**EXERCISE OBJECTIVE**
Copy out every line in the entries below that includes "code".

**DATA TO USE**
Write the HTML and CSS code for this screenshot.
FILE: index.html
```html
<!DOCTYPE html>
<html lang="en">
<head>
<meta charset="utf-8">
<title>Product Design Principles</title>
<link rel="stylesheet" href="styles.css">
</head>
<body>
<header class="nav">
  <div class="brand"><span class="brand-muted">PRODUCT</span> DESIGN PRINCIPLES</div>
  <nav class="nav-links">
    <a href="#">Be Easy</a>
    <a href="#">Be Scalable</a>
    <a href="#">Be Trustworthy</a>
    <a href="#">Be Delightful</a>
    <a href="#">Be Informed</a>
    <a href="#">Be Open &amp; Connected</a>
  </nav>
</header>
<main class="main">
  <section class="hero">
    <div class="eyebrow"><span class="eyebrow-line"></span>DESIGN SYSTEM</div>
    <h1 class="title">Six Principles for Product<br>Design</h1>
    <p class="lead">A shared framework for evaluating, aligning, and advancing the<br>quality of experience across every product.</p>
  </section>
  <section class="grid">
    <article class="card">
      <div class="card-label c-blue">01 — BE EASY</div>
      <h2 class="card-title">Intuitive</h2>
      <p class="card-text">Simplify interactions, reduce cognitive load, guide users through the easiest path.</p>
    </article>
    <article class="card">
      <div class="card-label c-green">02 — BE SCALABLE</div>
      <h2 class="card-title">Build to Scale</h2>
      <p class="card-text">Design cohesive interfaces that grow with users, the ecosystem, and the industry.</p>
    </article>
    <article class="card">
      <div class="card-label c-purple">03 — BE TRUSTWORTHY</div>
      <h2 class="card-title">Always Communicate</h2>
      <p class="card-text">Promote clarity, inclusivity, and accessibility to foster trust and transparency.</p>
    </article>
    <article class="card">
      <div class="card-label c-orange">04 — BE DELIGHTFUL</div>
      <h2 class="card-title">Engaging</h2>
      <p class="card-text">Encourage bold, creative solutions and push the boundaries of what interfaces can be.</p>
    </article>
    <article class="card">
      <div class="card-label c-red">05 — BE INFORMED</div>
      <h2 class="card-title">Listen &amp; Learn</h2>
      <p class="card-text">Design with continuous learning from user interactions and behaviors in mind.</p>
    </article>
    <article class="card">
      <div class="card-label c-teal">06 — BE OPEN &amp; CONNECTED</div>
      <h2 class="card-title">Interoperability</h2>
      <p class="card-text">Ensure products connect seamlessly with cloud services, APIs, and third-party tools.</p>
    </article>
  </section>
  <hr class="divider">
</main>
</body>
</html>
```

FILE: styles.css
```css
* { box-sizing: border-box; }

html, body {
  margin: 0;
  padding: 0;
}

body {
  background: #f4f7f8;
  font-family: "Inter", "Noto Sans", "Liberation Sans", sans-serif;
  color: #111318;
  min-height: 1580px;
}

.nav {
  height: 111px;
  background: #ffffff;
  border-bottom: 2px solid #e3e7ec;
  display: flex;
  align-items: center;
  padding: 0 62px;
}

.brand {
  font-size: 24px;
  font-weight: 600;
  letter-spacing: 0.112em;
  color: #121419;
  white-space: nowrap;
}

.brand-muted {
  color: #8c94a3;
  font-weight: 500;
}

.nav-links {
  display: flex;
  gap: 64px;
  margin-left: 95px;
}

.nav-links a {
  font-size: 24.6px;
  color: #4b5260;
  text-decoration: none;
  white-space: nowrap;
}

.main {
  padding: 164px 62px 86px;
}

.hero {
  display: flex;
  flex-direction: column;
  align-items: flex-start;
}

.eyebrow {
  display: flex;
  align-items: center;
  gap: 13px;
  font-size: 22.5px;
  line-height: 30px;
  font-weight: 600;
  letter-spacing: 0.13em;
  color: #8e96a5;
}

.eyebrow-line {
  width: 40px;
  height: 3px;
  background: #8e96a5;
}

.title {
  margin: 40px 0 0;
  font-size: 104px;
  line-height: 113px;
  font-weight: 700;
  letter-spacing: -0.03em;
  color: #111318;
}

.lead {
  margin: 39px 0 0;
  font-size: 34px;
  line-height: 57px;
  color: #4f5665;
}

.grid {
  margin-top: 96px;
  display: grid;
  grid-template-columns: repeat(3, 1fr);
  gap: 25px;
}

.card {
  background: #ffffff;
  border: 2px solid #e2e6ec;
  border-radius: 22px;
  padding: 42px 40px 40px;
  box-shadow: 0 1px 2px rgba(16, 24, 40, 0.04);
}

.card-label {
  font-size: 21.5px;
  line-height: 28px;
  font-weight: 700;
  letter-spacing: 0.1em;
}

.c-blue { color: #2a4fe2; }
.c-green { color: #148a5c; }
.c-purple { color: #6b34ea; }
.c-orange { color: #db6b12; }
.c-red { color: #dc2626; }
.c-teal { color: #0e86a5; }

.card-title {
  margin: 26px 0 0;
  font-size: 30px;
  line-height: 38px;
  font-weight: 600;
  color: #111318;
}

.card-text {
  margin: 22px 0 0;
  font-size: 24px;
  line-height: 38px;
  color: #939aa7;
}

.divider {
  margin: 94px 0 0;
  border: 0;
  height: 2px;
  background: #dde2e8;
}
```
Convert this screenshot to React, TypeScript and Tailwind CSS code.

**REPLY TO THE EXERCISE**
Write the HTML and CSS code for this screenshot.
Convert this screenshot to React, TypeScript and Tailwind CSS code.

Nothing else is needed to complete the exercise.